- _Job_:
Exact reproduction of the data is required, with images excluded.

- _Dataset section_:
........

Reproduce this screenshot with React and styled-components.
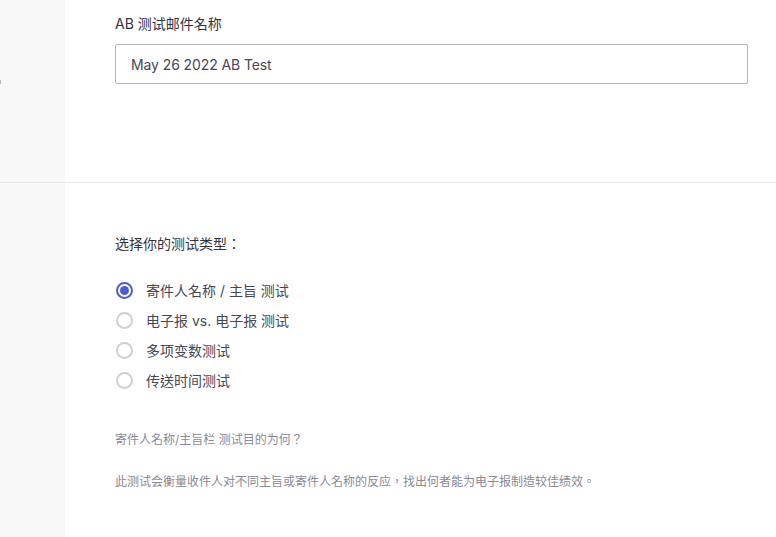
import React from 'react'
import styled, { createGlobalStyle } from 'styled-components'

const GlobalStyle = createGlobalStyle`
    html, body {
        margin: 0;
        padding: 0;
        background: #fff;
    }
    body {
        font-family: "Inter", "Noto Sans CJK TC", sans-serif;
        color: #3a3a48;
    }
`

const TEST_TYPES = [
    '寄件人名称 / 主旨 测试',
    '电子报 vs. 电子报 测试',
    '多项变数测试',
    '传送时间测试',
]

class App extends React.Component {
    state = { selected: 0 }

    render() {
        return (
            <Page>
                <GlobalStyle />
                <Section height={182} bordered>
                    <Side>
                        <SideMark />
                    </Side>
                    <NameContent>
                        <FieldLabel>AB 测试邮件名称</FieldLabel>
                        <TextInput defaultValue="May 26 2022 AB Test" />
                    </NameContent>
                </Section>

                <Section height={354}>
                    <Side />
                    <TypeContent>
                        <Heading>选择你的测试类型：</Heading>
                        <RadioList>
                            {TEST_TYPES.map((label, i) => (
                                <RadioRow key={label} onClick={() => this.setState({ selected: i })}>
                                    <RadioDot checked={this.state.selected === i} />
                                    <RadioText>{label}</RadioText>
                                </RadioRow>
                            ))}
                        </RadioList>
                        <HelpTitle>寄件人名称/主旨栏 测试目的为何？</HelpTitle>
                        <HelpText>此测试会衡量收件人对不同主旨或寄件人名称的反应，找出何者能为电子报制造较佳绩效。</HelpText>
                    </TypeContent>
                </Section>
            </Page>
        )
    }
}

const Page = styled.div`
    width: 776px;
    height: 537px;
    overflow: hidden;
    display: flex;
    flex-direction: column;
`

const Section = styled.section`
    display: flex;
    height: ${props => props.height}px;
    flex-shrink: 0;
    border-bottom: ${props => props.bordered ? '1px solid #e8e8e8' : 'none'};
`

const Side = styled.div`
    width: 65px;
    flex-shrink: 0;
    background: #f8f8f8;
    position: relative;
`

const SideMark = styled.span`
    position: absolute;
    left: 0;
    top: 80px;
    width: 1px;
    height: 4px;
    background: #b8b8c0;
`

const NameContent = styled.div`
    flex: 1;
    padding: 14px 28px 0 50px;
    display: flex;
    flex-direction: column;
`

const FieldLabel = styled.label`
    font-size: 14px;
    line-height: 20px;
    color: #333340;
    margin-bottom: 10px;
`

const TextInput = styled.input`
    box-sizing: border-box;
    width: 100%;
    height: 40px;
    border: 1px solid #b4b4bc;
    border-radius: 2px;
    padding: 0 15px;
    font-family: "Inter", "Noto Sans CJK TC", sans-serif;
    font-size: 14px;
    letter-spacing: -0.1px;
    color: #474756;
    outline: none;
`

const TypeContent = styled.div`
    flex: 1;
    padding: 51px 28px 0 50px;
    display: flex;
    flex-direction: column;
`

const Heading = styled.div`
    font-size: 14px;
    line-height: 20px;
    color: #333340;
`

const RadioList = styled.div`
    display: flex;
    flex-direction: column;
    margin-top: 21px;
`

const RadioRow = styled.div`
    display: flex;
    align-items: center;
    height: 30px;
    cursor: pointer;
`

const RadioDot = styled.span`
    box-sizing: border-box;
    width: 17px;
    height: 17px;
    border-radius: 50%;
    border: 2px solid ${props => props.checked ? '#4f5bd5' : '#cfcfd4'};
    margin-left: 1px;
    margin-right: 13px;
    display: flex;
    align-items: center;
    justify-content: center;

    &::after {
        content: '';
        width: 9px;
        height: 9px;
        border-radius: 50%;
        background: ${props => props.checked ? '#4f5bd5' : 'transparent'};
    }
`

const RadioText = styled.span`
    font-size: 14px;
    color: #474756;
`

const HelpTitle = styled.div`
    font-size: 12px;
    line-height: 18px;
    color: #8a8a96;
    margin-top: 36px;
`

const HelpText = styled.div`
    font-size: 12px;
    line-height: 18px;
    color: #8a8a96;
    margin-top: 24px;
`

export default App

........

- _The answer_:
Reproduce this screenshot with React and styled-components.
import React from 'react'
import styled, { createGlobalStyle } from 'styled-components'

const GlobalStyle = createGlobalStyle`
    html, body {
        margin: 0;
        padding: 0;
        background: #fff;
    }
    body {
        font-family: "Inter", "Noto Sans CJK TC", sans-serif;
        color: #3a3a48;
    }
`

const TEST_TYPES = [
    '寄件人名称 / 主旨 测试',
    '电子报 vs. 电子报 测试',
    '多项变数测试',
    '传送时间测试',
]

class App extends React.Component {
    state = { selected: 0 }

    render() {
        return (
            <Page>
                <GlobalStyle />
                <Section height={182} bordered>
                    <Side>
                        <SideMark />
                    </Side>
                    <NameContent>
                        <FieldLabel>AB 测试邮件名称</FieldLabel>
                        <TextInput defaultValue="May 26 2022 AB Test" />
                    </NameContent>
                </Section>

                <Section height={354}>
                    <Side />
                    <TypeContent>
                        <Heading>选择你的测试类型：</Heading>
                        <RadioList>
                            {TEST_TYPES.map((label, i) => (
                                <RadioRow key={label} onClick={() => this.setState({ selected: i })}>
                                    <RadioDot checked={this.state.selected === i} />
                                    <RadioText>{label}</RadioText>
                                </RadioRow>
                            ))}
                        </RadioList>
                        <HelpTitle>寄件人名称/主旨栏 测试目的为何？</HelpTitle>
                        <HelpText>此测试会衡量收件人对不同主旨或寄件人名称的反应，找出何者能为电子报制造较佳绩效。</HelpText>
                    </TypeContent>
                </Section>
            </Page>
        )
    }
}

const Page = styled.div`
    width: 776px;
    height: 537px;
    overflow: hidden;
    display: flex;
    flex-direction: column;
`

const Section = styled.section`
    display: flex;
    height: ${props => props.height}px;
    flex-shrink: 0;
    border-bottom: ${props => props.bordered ? '1px solid #e8e8e8' : 'none'};
`

const Side = styled.div`
    width: 65px;
    flex-shrink: 0;
    background: #f8f8f8;
    position: relative;
`

const SideMark = styled.span`
    position: absolute;
    left: 0;
    top: 80px;
    width: 1px;
    height: 4px;
    background: #b8b8c0;
`

const NameContent = styled.div`
    flex: 1;
    padding: 14px 28px 0 50px;
    display: flex;
    flex-direction: column;
`

const FieldLabel = styled.label`
    font-size: 14px;
    line-height: 20px;
    color: #333340;
    margin-bottom: 10px;
`

const TextInput = styled.input`
    box-sizing: border-box;
    width: 100%;
    height: 40px;
    border: 1px solid #b4b4bc;
    border-radius: 2px;
    padding: 0 15px;
    font-family: "Inter", "Noto Sans CJK TC", sans-serif;
    font-size: 14px;
    letter-spacing: -0.1px;
    color: #474756;
    outline: none;
`

const TypeContent = styled.div`
    flex: 1;
    padding: 51px 28px 0 50px;
    display: flex;
    flex-direction: column;
`

const Heading = styled.div`
    font-size: 14px;
    line-height: 20px;
    color: #333340;
`

const RadioList = styled.div`
    display: flex;
    flex-direction: column;
    margin-top: 21px;
`

const RadioRow = styled.div`
    display: flex;
    align-items: center;
    height: 30px;
    cursor: pointer;
`

const RadioDot = styled.span`
    box-sizing: border-box;
    width: 17px;
    height: 17px;
    border-radius: 50%;
    border: 2px solid ${props => props.checked ? '#4f5bd5' : '#cfcfd4'};
    margin-left: 1px;
    margin-right: 13px;
    display: flex;
    align-items: center;
    justify-content: center;

    &::after {
        content: '';
        width: 9px;
        height: 9px;
        border-radius: 50%;
        background: ${props => props.checked ? '#4f5bd5' : 'transparent'};
    }
`

const RadioText = styled.span`
    font-size: 14px;
    color: #474756;
`

const HelpTitle = styled.div`
    font-size: 12px;
    line-height: 18px;
    color: #8a8a96;
    margin-top: 36px;
`

const HelpText = styled.div`
    font-size: 12px;
    line-height: 18px;
    color: #8a8a96;
    margin-top: 24px;
`

export default App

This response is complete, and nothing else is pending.